A few of my friends know that I now like to think about the Robot and write to him and, when I have downtime in the afternoon, have gentle daydreams about us doing things like going and buying fruit in a nice supermarket, as opposed to an outdoor market because I hate how warm fruit gets at outdoor markets. When I read his letters, my brain quietly undulates in ways it hasn't for months, if not years. It's an unassuming sort of rippling, like placid noiseless finger-length wave rolls on a pond, maybe from a bug jumping in the water. I maintain my identity and do not jump on planes and meet the Robot in the airport where he could pick me up in his extension of his body that would fold out for me like a motorcycle sidekick sidecar deal. I just write back.

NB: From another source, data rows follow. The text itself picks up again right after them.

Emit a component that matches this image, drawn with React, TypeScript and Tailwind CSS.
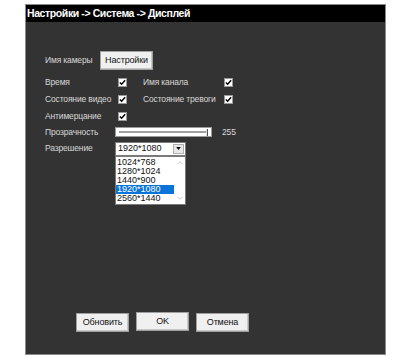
import React from 'react'

const font = { fontFamily: '"Liberation Sans", Arial, sans-serif' }

function Check() {
  return (
    <div className="flex h-[9px] w-[9px] items-center justify-center border border-[#9a9a9a] bg-white">
      <svg viewBox="0 0 8 8" className="h-[7px] w-[7px]">
        <path d="M1 4 L3 6 L7 1.5" fill="none" stroke="#000" strokeWidth="1.6" />
      </svg>
    </div>
  )
}

function Btn({ label, className = '' }: { label: string; className?: string }) {
  return (
    <div
      className={`flex h-[19px] w-[53px] items-center justify-center whitespace-nowrap border border-[#a0a0a0] bg-[#f0f0f0] text-[9px] tracking-[-0.15px] text-[#111] shadow-[inset_-1px_-1px_0_#c8c8c8] ${className}`}
    >
      {label}
    </div>
  )
}

const options = ['1024*768', '1280*1024', '1440*900', '1920*1080', '2560*1440']

export default function App() {
  return (
    <div className="h-[360px] w-[410px] bg-white pt-[4px]" style={font}>
      <div className="ml-[25px] flex h-[351px] w-[361px] flex-col border border-[#8a8a8a] bg-[#333333]">
        <div className="flex h-[17px] items-center whitespace-nowrap bg-black pl-[1px] text-[10.5px] font-bold tracking-[-0.4px] text-white">
          Настройки -&gt; Система -&gt; Дисплей
        </div>

        <div className="flex flex-1 flex-col whitespace-nowrap pl-[19px] pt-[29px] text-[8.5px] tracking-[-0.15px] text-[#d8d8d8]">
          <div className="flex h-[19px] items-center">
            <div className="w-[55px]">Имя камеры</div>
            <Btn label="Настройки" />
          </div>

          <div className="mt-[4px] flex h-[17px] items-center">
            <div className="w-[73px]">Время</div>
            <Check />
            <div className="ml-[16px] w-[81px]">Имя канала</div>
            <Check />
          </div>
          <div className="flex h-[17px] items-center">
            <div className="w-[73px]">Состояние видео</div>
            <Check />
            <div className="ml-[16px] w-[81px]">Состояние тревоги</div>
            <Check />
          </div>
          <div className="flex h-[16px] items-center">
            <div className="w-[73px]">Антимерцание</div>
            <Check />
          </div>

          <div className="flex h-[16px] items-center">
            <div className="w-[70px]">Прозрачность</div>
            <div className="relative flex h-[10px] w-[97px] items-center border border-[#9a9a9a] bg-white px-[3px]">
              <div className="h-[2px] flex-1 border-y border-[#a0a0a0] bg-[#e0e0e0]" />
              <div className="absolute right-[3px] top-[1px] h-[7px] w-[2px] border-r border-[#555] bg-[#ddd]" />
            </div>
            <div className="ml-[10px]">255</div>
          </div>

          <div className="mt-[1px] flex h-[15px] items-center">
            <div className="w-[70px]">Разрешение</div>
            <div className="relative text-[9px] tracking-normal">
              <div className="flex h-[14px] w-[71px] items-center border border-[#7a7a7a] bg-white pl-[2px] text-[#111]">
                <span className="flex-1">1920*1080</span>
                <div className="mr-[1px] flex h-[10px] w-[11px] items-center justify-center border border-[#b0b0b0] bg-[#e8e8e8]">
                  <svg viewBox="0 0 6 4" className="h-[3px] w-[5px]">
                    <path d="M0 0 H6 L3 4 Z" fill="#000" />
                  </svg>
                </div>
              </div>
              <div className="absolute left-0 top-[14px] flex w-[71px] border border-[#7a7a7a] bg-white text-[#111]">
                <div className="flex flex-1 flex-col py-[1px]">
                  {options.map((o) => (
                    <div
                      key={o}
                      className={`h-[9px] pl-[1px] leading-[9px] ${o === '1920*1080' ? 'bg-[#0a74d8] text-white' : ''}`}
                    >
                      {o}
                    </div>
                  ))}
                </div>
                <div className="flex w-[11px] flex-col items-center justify-between py-[4px]">
                  <svg viewBox="0 0 6 4" className="h-[3px] w-[6px]">
                    <path d="M0 4 L3 1 L6 4" fill="none" stroke="#b0b0b0" strokeWidth="1" />
                  </svg>
                  <svg viewBox="0 0 6 4" className="h-[3px] w-[6px]">
                    <path d="M0 0 L3 3 L6 0" fill="none" stroke="#b0b0b0" strokeWidth="1" />
                  </svg>
                </div>
              </div>
            </div>
          </div>

          <div className="mt-auto mb-[22px] ml-[31px] flex items-start gap-[7px]">
            <Btn label="Обновить" className="mt-[1px]" />
            <Btn label="OK" />
            <Btn label="Отмена" className="mt-[1px]" />
          </div>
        </div>
      </div>
    </div>
  )
}
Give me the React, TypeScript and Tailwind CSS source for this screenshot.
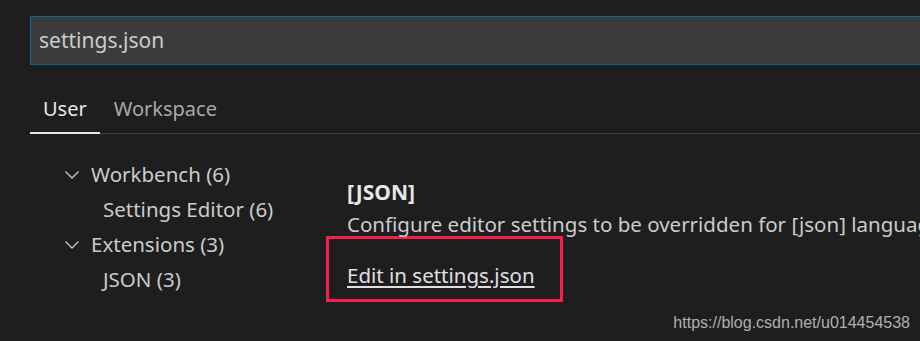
import React from "react";

function Chevron() {
  return (
    <svg width="16" height="10" viewBox="0 0 16 10" className="shrink-0">
      <path d="M1.5 1.5 L8 8 L14.5 1.5" fill="none" stroke="#c5c5c5" strokeWidth="1.3" />
    </svg>
  );
}

export default function App() {
  return (
    <div className="relative w-[920px] h-[341px] overflow-hidden bg-[#1e1e1e] font-['Noto_Sans',sans-serif] text-[#cccccc]">
      <div className="pl-[30px] pt-[16px]">
        <div className="h-[49px] border border-r-0 border-[#0e639c] bg-[#3c3c3c] pl-[8px] flex items-center text-[21px] text-[#cccccc]">
          settings.json
        </div>
        <div className="mt-[20px] flex h-[49px] border-b border-[#3f3f3f] text-[20px]">
          <div className="px-[13px] flex items-center border-b-2 border-[#e7e7e7] -mb-[1px] text-[#e7e7e7]">User</div>
          <div className="px-[14px] flex items-center text-[#a9a9a9]">Workspace</div>
        </div>
        <div className="flex">
          <div className="w-[296px] pt-[23px] pl-[34px] text-[20.5px]">
            <div className="h-[35px] flex items-center gap-[11px]">
              <Chevron />
              <span>Workbench (6)</span>
            </div>
            <div className="h-[35px] flex items-center pl-[39px]">Settings Editor (6)</div>
            <div className="h-[35px] flex items-center gap-[11px]">
              <Chevron />
              <span>Extensions (3)</span>
            </div>
            <div className="h-[35px] flex items-center pl-[39px]">JSON (3)</div>
          </div>
          <div className="flex-1 min-w-0 pt-[46px] text-[20.5px]">
            <div className="pl-[21px] h-[26px] flex items-center font-bold text-[21px] text-[#e7e7e7]">[JSON]</div>
            <div className="pl-[21px] mt-[6px] h-[24px] flex items-center whitespace-nowrap">
              Configure editor settings to be overridden for [json] language.
            </div>
            <div className="w-[237px] h-[66px] border-[3px] border-[#f5204d] pl-[18px] pt-[21px]">
              <span className="underline underline-offset-[3px] text-[#e0e0e0]">Edit in settings.json</span>
            </div>
          </div>
        </div>
      </div>
      <div className="absolute right-[10px] bottom-[6px] font-['Liberation_Sans',Arial,sans-serif] text-[16px] text-[#b0b0b0]">
        https://blog.csdn.net/u014454538
      </div>
    </div>
  );
}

Beyond all this, I'm writing. Every day. I am getting to know stories intimately, seeing them as possible from all angles, being an architect and a massage therapist and a best friend and an intellectual stimulant with stories, breaking a story's heart, learning what the Robot mentioned when he said in what I picture a very solemn voice:

"Every culture in the history of man has thought it important to tell stories, and ours has effectively rebuilt cities to this end [i.e. universal films backlot]...there is an inherent, evolutionarily important need to document and satirize life...there are guidelines to story telling, and that by looking at life with those in mind, everything is easier to cope with."

The point of this story that I tell you, and say to terrify you and tell me to turn back and the killer is right behind that door, is to break it down and look at you so truthfully when I say it: I am very slightly emotionally invested, about the same rate of emotional investment as I might have to a really good apple that I know is in the refrigerator and I'm driving home and can't wait for it to split open in my mouth. Can't quite say it. Yes I can. I'm excited for that robot apple. and aspire to perhaps hold up residency in kind, be my own apple in the center of his robotic eye.